Christmas Eve Dinner in Italy
The traditional Christmas Eve Dinner menu varies throughout the country. Here is a typical Christmas Dinner menu from Naples:
- Octopus salad
- Marinated anchovies
- Spaghetti with clams
- Fried cod
- Eel stew
- insalata di rinforzo
- broccoli with lemon
Read all about Christmas Eve Dinner in Italy!
Christmas Dinner Menu in Italy
The traditional Christmas Dinner menu depends on where you are in Italy.
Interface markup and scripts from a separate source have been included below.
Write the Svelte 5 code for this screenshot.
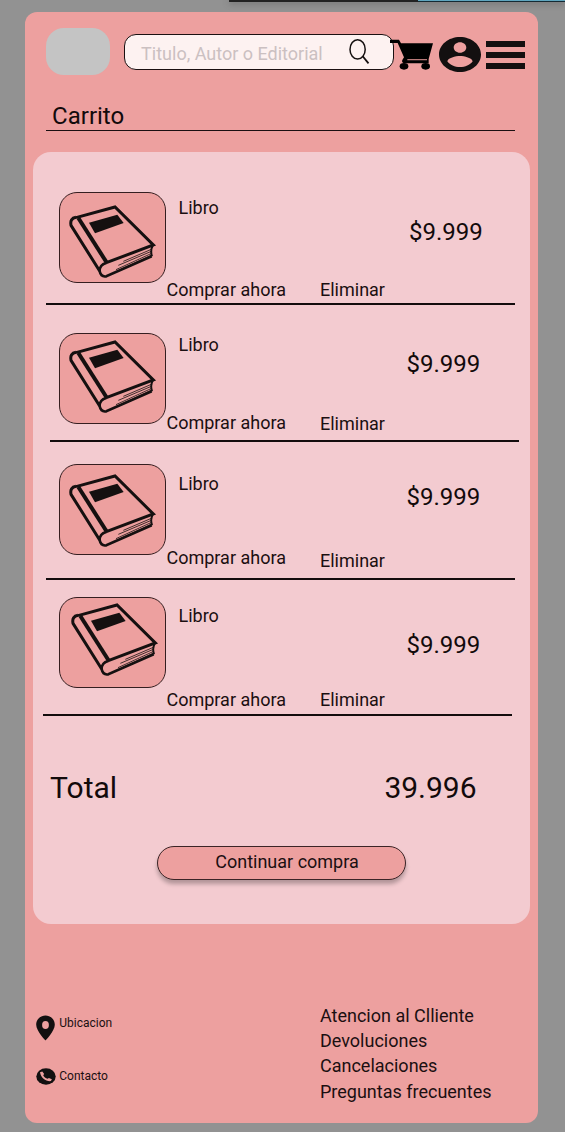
<script>
  const items = [
    { title: 'Libro', price: '$9.999', place: 'first' },
    { title: 'Libro', price: '$9.999', place: 'second' },
    { title: 'Libro', price: '$9.999', place: 'third' },
    { title: 'Libro', price: '$9.999', place: 'fourth' }
  ];
  const links = ['Atencion al Clliente', 'Devoluciones', 'Cancelaciones', 'Preguntas frecuentes'];
</script>

<div class="page">
  <div class="strip"><span class="dark"></span><span class="blue"></span></div>
  <main class="screen">
    <header>
      <div class="logo"></div>
      <div class="search">
        <span>Titulo, Autor o Editorial</span>
        <svg width="22" height="28" viewBox="0 0 22 28" fill="none" stroke="#151010">
          <ellipse cx="9.6" cy="12.4" rx="7.6" ry="9.7" stroke-width="1.5" />
          <path d="M14.7 19.2L20.5 26.4" stroke-width="1.8" />
        </svg>
      </div>
      <svg class="cart" width="44" height="32" viewBox="0 0 132 96">
        <path d="M0 5H27L33 16H129L116 63V76H42Q34 73 37 66L42 58L23 15H0Z" />
        <path d="M52 65H111" stroke="#c98584" stroke-width="3.5" />
        <ellipse cx="42" cy="85" rx="13" ry="10" /><ellipse cx="107" cy="85" rx="13" ry="10" />
      </svg>
      <svg class="user" width="42" height="35" viewBox="2 2 20 20" preserveAspectRatio="none">
        <path fill="#131010" d="M12 2C6.48 2 2 6.48 2 12s4.48 10 10 10 10-4.48 10-10S17.52 2 12 2zm0 3c1.66 0 3 1.34 3 3s-1.34 3-3 3-3-1.34-3-3 1.34-3 3-3zm0 14.2c-2.5 0-4.71-1.28-6-3.22.03-1.99 4-3.08 6-3.08 1.99 0 5.97 1.09 6 3.08-1.29 1.94-3.5 3.22-6 3.22z" />
      </svg>
      <div class="menu"><i></i><i></i><i></i></div>
    </header>

    <h1>Carrito</h1>

    <section class="panel">
      {#each items as item}
        <article class={item.place}>
          <div class="thumb">
            <svg width="90" height="75" viewBox="0 0 270 225" fill="none" stroke="#151010">
              <path stroke-width="9" d="M21 38L138 6L253 120L112 173" />
              <path stroke-width="9" d="M21 37Q2 40 6 61L92 198" />
              <path stroke-width="12" d="M28 39L114 174" />
              <path stroke-width="8" d="M113 173Q90 180 92 199Q96 217 112 214L248 154" />
              <path stroke-width="6" d="M252 120Q243 136 249 154" />
              <path stroke-width="2.4" d="M247 133L163 169M247 139L148 181M248 145L141 194M248 150L152 195" />
              <path fill="#151010" stroke="none" d="M60 53L145 29L164 54L78 85Z" />
            </svg>
          </div>
          <div class="info">
            <span class="title">{item.title}</span>
            <span class="buy">Comprar ahora</span>
          </div>
          <span class="remove">Eliminar</span>
          <span class="price">{item.price}</span>
          <div class="rule"></div>
        </article>
      {/each}
      <div class="total"><span>Total</span><span>39.996</span></div>
      <button>Continuar compra</button>
    </section>

    <footer>
      <div class="contact">
        <div class="location">
          <svg width="19" height="26" viewBox="0 0 19 26"><path fill="#131010" fill-rule="evenodd" d="M9.5 0.5C4.3.5.2 4.6.2 9.8c0 6.3 9.3 15.7 9.3 15.7s9.3-9.4 9.3-15.7C18.8 4.6 14.7.5 9.5.5zm0 5.6a3.4 4 0 1 1 0 8 3.4 4 0 0 1 0-8z" /></svg>
          <span>Ubicacion</span>
        </div>
        <div class="phone">
          <svg width="20" height="17" viewBox="0 0 20 17">
            <ellipse cx="10" cy="8.5" rx="9.7" ry="8.2" fill="#131010" />
            <path d="M4 4.2L6.3 3.4l1.9 2.7-1 1.1c.9 1.9 2.3 3 4.5 3.6l1.2-.9 3 1.3-1 1.9c-5.3.4-9.9-3.1-10.9-8.9z" fill="#eda09f" />
          </svg>
          <span>Contacto</span>
        </div>
      </div>
      <nav>{#each links as link}<span>{link}</span>{/each}</nav>
    </footer>
  </main>
</div>

<style>
  :global(body) { background: #929292; }
  .page { height: 1132px; overflow: hidden; font-family: Roboto, sans-serif; font-size: 18px; line-height: 20px; color: #1b0f11; }
  .strip { display: flex; height: 2px; margin-left: 229px; box-shadow: 0 1px 6px #555; }
  .dark { width: 189px; background: #222; }
  .blue { flex: 1; box-sizing: border-box; background: #5fa6bf; border-bottom: 1px solid #152a33; }
  .screen { box-sizing: border-box; width: 513.5px; height: 1111px; margin: 10.4px 0 0 24.6px; border-radius: 12px; background: #eda09f; }
  header { display: flex; box-sizing: border-box; height: 79px; padding: 15.6px 0 0 21.5px; }
  .logo { width: 64px; height: 47px; border-radius: 18px; background: #c4c4c4; }
  .search { display: flex; box-sizing: border-box; width: 270px; height: 36px; margin: 6px 0 0 14px; border: 1.4px solid #1b1011; border-radius: 12px; background: #fdf2f1; }
  .search span { width: 207px; padding: 9px 0 0 16px; color: #cbc0c1; white-space: nowrap; }
  .search svg { margin-top: 2px; }
  .cart { margin: 10px 0 0 -4px; }
  .user { margin: 9px 0 0 5px; }
  .menu { display: flex; flex-direction: column; gap: 5px; margin: 13px 0 0 5px; }
  .menu i { width: 39px; height: 6px; background: #131010; }
  h1 { box-sizing: border-box; width: 469px; height: 28px; margin: 11.6px 0 0 21.5px; padding-left: 6px; border-bottom: 1.5px solid #1b0f11; font-size: 24px; font-weight: 400; line-height: 26px; color: #120a0b; }
  .panel { width: 497px; height: 772px; margin: 21px 0 0 8.5px; border-radius: 18px; background: #f3cbd0; overflow: hidden; }
  article { display: grid; grid-template-columns: 107px 153.5px var(--price-x) auto; grid-template-rows: calc(var(--h) - 2px) 2px; box-sizing: border-box; height: var(--h); padding-left: 26.4px; align-items: start; }
  .first { --h: 153px; --thumb: 40px; --title: 46px; --buy: 128px; --remove: 128px; --price: 66px; --price-x: 89px; --rule: 13px; --book: 12px; --book-x: 9px; }
  .second { --h: 137px; --thumb: 28px; --title: 30px; --buy: 108px; --remove: 109px; --price: 45px; --price-x: 86.5px; --rule: 17px; --book: 6px; --book-x: 9px; }
  .third { --h: 138px; --thumb: 22.5px; --title: 32px; --buy: 106px; --remove: 109px; --price: 41px; --price-x: 86.5px; --rule: 13px; --book: 8.5px; --book-x: 9px; }
  .fourth { --h: 136px; --thumb: 17px; --title: 26px; --buy: 110px; --remove: 110px; --price: 51px; --price-x: 86.5px; --rule: 9.5px; --book: 5.3px; --book-x: 11px; }
  .thumb { box-sizing: border-box; width: 107px; height: 91px; margin-top: var(--thumb); padding: var(--book) 0 0 var(--book-x); border: 1.3px solid #351e20; border-radius: 18px; background: #eda09f; }
  .thumb svg { display: block; }
  .info { display: flex; flex-direction: column; height: calc(var(--buy) + 20px); justify-content: space-between; white-space: nowrap; }
  .title { padding: var(--title) 0 0 12px; }
  .remove { padding-top: var(--remove); }
  .price { padding-top: var(--price); font-size: 24px; line-height: 28px; color: #120a0b; }
  .rule { grid-column: 1 / -1; width: 469px; height: 2.3px; margin-left: calc(var(--rule) - 26.4px); background: #130c0d; }
  .total { display: flex; justify-content: space-between; padding: 54.5px 53.5px 0 17px; font-size: 30px; line-height: 35px; color: #120a0b; }
  button { display: block; box-sizing: border-box; width: 249px; height: 34px; margin: 41px 0 0 124.4px; padding: 0 0 2px 10px; border: 1.5px solid #3b2426; border-radius: 17px; background: #eda09f; box-shadow: 0 4px 4px #00000045; font: 18px/20px Roboto, sans-serif; color: #1b0f11; }
  footer { display: flex; padding: 79px 0 0 12px; }
  .contact { width: 283.4px; font-size: 12px; line-height: 14px; }
  .contact > div { display: flex; gap: 3.7px; }
  .contact svg { margin-left: -0.5px; margin-right: 0.5px; }
  .location { padding-top: 12.5px; }
  .phone { padding-top: 27px; }
  .contact .phone { gap: 2.7px; }
  .contact span { padding-top: 1px; }
  nav { display: flex; flex-direction: column; line-height: 25.2px; }
</style>
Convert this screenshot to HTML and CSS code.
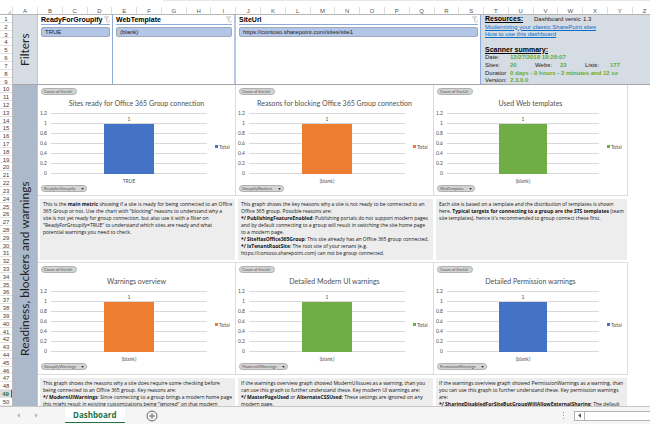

Here is a typical Christmas Dinner menu from my region, Le Marche:
- Fried artichokes and olive all’ascolana (fried green olives filled with meat)
- A variety of salame (salami)
- Cappelletti in brodo
- Bollito (the capon from the broth)
- Fried lamb chops
- Baked potatoes
- Pandoro or panettone
Italian Christmas Cocktails
In Italy, the Christmas period revolves around food. But, we don’t have a big tradition when it comes to drinks.
While eating the antipasto (appetizer), Italians like to sip spumante. The main parts of the Christmas meal are served alongside wine (white if eating seafood, and red if eating meat). The desserts are usually accompanied by an alcoholic drink or a hot drink. Besides digestive (digestives) and cioccolata calda (hot chocolate) or regional variants such as bicerin, the two classic winter drinks are punch and vin brulè.
Punch is a warm alcoholic drink made with rum, orange punch, orange peel, cinnamon, and anise. Vin brulè is a spicy drink made from warmed red wine, sugar, cinnamon, cloves, and citrus.
Whether you’re enjoying Christmas in Italy or just want to celebrate the holiday ‘Italian-style,’ I hope this has given you some ideas of what to indulge in!
Do Italians have candy canes at Christmas?
Candy canes aren’t typically an Italian Christmas food, however, you can find them now at some stores over the holidays (but you’ll pay a premium)!